In the records below, begin at the line containing "Write a component" and end at the line containing "Type, ChevronsUpDown, Circle"; quote every line in that span exactly, including both boundary lines, and no others.

=== Available records ===
···
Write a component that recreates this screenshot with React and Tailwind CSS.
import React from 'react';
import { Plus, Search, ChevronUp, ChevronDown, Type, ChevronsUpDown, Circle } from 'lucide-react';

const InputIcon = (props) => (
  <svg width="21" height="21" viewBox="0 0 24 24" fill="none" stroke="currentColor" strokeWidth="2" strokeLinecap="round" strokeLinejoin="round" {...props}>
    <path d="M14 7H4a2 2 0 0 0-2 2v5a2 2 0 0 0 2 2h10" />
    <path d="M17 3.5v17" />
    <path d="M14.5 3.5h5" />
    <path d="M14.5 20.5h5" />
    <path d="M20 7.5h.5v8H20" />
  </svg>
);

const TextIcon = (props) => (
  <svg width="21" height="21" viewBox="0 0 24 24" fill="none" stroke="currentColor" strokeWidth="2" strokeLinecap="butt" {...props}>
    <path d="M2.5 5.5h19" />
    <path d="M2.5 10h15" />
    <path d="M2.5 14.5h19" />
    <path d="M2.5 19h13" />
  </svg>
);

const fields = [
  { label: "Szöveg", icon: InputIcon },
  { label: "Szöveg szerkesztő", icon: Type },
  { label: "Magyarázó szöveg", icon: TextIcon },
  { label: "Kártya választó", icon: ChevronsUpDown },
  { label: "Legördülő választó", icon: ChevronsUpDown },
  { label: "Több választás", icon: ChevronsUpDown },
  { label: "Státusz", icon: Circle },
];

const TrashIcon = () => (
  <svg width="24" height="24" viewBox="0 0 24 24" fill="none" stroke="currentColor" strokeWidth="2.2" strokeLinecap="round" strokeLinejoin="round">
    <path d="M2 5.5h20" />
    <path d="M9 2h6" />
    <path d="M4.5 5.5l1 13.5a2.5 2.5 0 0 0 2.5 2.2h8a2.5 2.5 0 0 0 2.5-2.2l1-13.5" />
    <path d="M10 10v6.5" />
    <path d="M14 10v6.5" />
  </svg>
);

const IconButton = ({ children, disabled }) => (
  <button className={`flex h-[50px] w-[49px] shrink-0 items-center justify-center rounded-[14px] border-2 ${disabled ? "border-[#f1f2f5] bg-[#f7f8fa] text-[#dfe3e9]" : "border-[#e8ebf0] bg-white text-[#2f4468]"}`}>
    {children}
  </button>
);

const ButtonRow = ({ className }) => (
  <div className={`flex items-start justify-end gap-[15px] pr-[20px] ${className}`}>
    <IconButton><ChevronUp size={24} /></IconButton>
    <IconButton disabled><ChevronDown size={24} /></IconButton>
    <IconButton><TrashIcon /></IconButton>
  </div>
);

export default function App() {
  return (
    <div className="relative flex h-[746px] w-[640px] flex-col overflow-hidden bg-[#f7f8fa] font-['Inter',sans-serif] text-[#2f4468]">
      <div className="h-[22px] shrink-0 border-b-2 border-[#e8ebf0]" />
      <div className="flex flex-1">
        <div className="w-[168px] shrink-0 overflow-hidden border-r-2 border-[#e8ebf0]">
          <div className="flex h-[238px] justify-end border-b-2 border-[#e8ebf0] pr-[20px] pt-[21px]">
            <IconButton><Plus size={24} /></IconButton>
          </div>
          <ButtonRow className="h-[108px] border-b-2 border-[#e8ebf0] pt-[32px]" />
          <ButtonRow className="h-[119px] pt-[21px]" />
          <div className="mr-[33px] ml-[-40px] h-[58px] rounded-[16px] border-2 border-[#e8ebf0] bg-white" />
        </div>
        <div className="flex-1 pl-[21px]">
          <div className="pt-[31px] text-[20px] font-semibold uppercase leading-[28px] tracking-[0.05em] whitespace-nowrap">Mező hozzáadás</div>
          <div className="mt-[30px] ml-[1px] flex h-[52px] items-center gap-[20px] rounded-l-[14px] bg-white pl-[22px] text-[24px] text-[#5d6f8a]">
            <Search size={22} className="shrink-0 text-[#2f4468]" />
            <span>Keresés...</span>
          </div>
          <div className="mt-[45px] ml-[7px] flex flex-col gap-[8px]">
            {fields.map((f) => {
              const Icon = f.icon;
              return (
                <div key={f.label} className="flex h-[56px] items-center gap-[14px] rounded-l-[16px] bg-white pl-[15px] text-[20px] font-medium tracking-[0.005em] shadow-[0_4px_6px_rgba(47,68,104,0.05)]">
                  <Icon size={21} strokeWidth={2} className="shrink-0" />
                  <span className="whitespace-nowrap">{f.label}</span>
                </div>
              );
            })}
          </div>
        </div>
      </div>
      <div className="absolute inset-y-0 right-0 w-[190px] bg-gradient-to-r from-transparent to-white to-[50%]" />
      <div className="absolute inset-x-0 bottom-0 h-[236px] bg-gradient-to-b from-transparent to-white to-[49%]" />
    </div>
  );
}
···
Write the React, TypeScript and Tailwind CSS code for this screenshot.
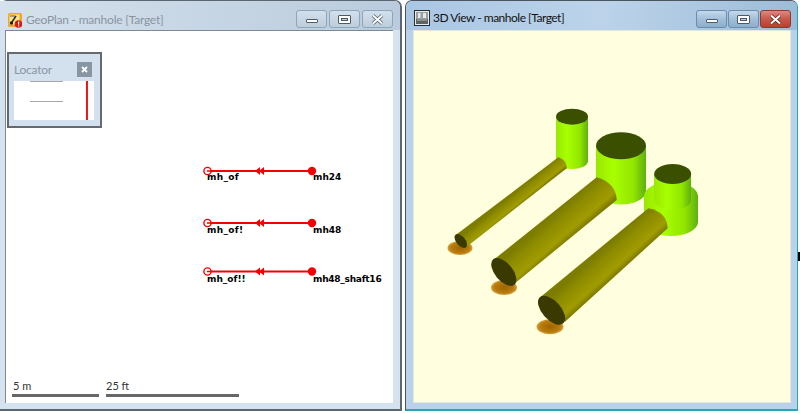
···
=== Finished task ===
Write a component that recreates this screenshot with React and Tailwind CSS.
import React from 'react';
import { Plus, Search, ChevronUp, ChevronDown, Type, ChevronsUpDown, Circle } from 'lucide-react';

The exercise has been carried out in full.